Spanish police arrest several players involved in alleged match-fixing

Suspected of fixing matches, they are accused of belonging to a criminal gang, corruption and money laundering, Spanish media reported.

Spanish National Police have commenced an investigation into alleged match-fixing.   -  Getty Images

Spanish police were carrying out an operation on Tuesday against several footballers, ex-players and club executives accused of fixing matches in the first and second divisions, a source close to the case said.

The source, who refused to be named, said that matches were allegedly fixed in the first and second divisions during this season and the 2017-2018 one.

Among these were several games played by the Real Valladolid, a club majority-owned by former Brazil striker Ronaldo since September.

Sources close to the case named several players involved to AFP.

They include Raul Bravo, a former Real Madrid player, Borja Fernandez who played for first division Real Valladolid and Indian Super League club ATK, Carlos Aranda, a retired player who appeared for a string of Spanish clubs, Samuel Saiz, a Leeds player loaned Getafe this season, and Inigo Lopez Montana, who played for Extremadura and La Coruna in the second division this season.

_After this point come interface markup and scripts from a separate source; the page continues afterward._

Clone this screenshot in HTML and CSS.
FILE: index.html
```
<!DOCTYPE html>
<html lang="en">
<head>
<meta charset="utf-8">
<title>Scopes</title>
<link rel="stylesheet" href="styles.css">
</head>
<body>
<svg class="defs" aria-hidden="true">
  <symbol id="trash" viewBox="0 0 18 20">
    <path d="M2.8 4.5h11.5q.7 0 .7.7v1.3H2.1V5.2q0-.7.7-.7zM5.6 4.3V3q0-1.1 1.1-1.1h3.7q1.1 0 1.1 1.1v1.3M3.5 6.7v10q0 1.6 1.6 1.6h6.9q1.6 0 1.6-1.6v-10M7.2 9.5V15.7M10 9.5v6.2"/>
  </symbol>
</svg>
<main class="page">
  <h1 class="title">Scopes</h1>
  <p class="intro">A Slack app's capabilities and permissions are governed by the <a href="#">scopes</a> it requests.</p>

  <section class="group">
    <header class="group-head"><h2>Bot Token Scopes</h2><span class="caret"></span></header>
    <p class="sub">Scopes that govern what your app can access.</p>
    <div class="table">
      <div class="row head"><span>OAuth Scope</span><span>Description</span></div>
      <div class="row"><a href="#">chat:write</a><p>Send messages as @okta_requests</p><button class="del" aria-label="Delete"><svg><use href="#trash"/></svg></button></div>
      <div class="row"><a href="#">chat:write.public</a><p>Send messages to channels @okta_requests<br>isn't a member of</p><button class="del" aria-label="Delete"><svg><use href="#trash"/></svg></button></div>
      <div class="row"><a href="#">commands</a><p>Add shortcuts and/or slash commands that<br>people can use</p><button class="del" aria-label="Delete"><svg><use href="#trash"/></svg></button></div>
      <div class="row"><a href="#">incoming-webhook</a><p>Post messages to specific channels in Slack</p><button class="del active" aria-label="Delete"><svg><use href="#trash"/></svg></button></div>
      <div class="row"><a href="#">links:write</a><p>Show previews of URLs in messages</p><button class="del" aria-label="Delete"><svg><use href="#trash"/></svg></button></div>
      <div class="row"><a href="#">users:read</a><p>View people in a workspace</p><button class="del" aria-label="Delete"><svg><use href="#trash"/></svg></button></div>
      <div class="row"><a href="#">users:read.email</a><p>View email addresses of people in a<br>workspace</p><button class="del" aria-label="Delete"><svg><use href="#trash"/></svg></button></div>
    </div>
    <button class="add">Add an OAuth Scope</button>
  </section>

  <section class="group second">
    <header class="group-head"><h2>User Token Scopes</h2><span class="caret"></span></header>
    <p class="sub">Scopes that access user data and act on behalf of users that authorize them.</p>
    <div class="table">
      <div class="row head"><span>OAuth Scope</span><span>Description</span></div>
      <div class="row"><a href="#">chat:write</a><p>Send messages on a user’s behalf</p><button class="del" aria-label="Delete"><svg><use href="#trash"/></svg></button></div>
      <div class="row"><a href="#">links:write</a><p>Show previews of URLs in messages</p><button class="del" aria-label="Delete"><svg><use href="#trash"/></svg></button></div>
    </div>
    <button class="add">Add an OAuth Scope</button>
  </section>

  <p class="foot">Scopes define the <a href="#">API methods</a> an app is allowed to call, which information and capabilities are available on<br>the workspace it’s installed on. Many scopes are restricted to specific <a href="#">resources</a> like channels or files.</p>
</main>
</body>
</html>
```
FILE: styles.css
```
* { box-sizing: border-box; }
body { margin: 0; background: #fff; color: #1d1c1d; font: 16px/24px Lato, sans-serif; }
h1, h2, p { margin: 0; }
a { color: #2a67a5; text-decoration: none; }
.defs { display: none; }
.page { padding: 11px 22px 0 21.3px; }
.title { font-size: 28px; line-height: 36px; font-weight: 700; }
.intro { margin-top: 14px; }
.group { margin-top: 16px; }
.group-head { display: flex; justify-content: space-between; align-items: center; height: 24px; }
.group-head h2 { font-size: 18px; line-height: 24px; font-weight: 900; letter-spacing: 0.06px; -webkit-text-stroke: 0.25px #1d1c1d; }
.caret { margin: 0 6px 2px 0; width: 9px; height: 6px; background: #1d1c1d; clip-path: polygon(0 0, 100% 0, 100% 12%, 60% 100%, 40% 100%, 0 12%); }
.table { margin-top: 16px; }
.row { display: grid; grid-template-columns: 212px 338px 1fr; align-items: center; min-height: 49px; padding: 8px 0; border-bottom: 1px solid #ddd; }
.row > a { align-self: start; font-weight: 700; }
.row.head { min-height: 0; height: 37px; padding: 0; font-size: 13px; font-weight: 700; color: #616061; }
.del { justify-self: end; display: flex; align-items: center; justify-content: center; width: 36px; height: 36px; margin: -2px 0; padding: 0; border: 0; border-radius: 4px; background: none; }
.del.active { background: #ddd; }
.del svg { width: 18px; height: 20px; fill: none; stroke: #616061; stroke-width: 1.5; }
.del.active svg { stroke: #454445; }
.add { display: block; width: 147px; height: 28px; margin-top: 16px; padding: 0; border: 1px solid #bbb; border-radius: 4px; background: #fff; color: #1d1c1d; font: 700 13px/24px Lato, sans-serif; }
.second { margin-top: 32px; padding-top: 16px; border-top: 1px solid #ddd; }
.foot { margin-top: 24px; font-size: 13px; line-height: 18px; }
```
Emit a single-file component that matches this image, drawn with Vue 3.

The president of SD Huesca, another football club that climbed into first division this season before being relegated again, was also targeted.

There have been several detentions but it is unclear who exactly was being held as the operation was continuing late morning. When contacted by AFP, police confirmed an operation was underway but refused to give further details.

Those at Huesca who have been detained “are suspected of having taken part in match-fixing when they were in second division,” the source said.

The suspects are accused of belonging to a criminal gang, corruption and money laundering, the source added.

 

- Corruption in sport -

La Liga president Javier Tebas told sports daily Marca that the operation had originated from a complaint made by Spain's top football division.

He was quoted as saying that La Liga had been investigating this for over a year.

“It really hurts, because it affects a club I love, but the most important thing is to end corruption in football,” Tebas, who was president of Huesca in the 1990s, said.

Match-fixing has been a constant issue in Spanish football. In February 2018, at least 24 people were arrested nationwide in an operation into alleged match-fixing in Spain's lower leagues.

The ring was accused of using players to force situations such as corners or penalties in games in the Second Division B and Third Division, the third and fourth tiers of Spanish football. They would then make bets on these situations. The conspirators under investigation had connections with China, where the bets were placed.

Match fixing has hit other sports like tennis. In January, Spanish police dismantled a gang that allegedly rigged professional tennis matches, detaining 15 people and probing dozens of others including a player who competed in last year's US Open.

The gang allegedly bribed tennis players to fix matches in ITF Futures and Challenger tournaments, the lower levels of the professional game where younger players start out before reaching the ATP and WTA Tours.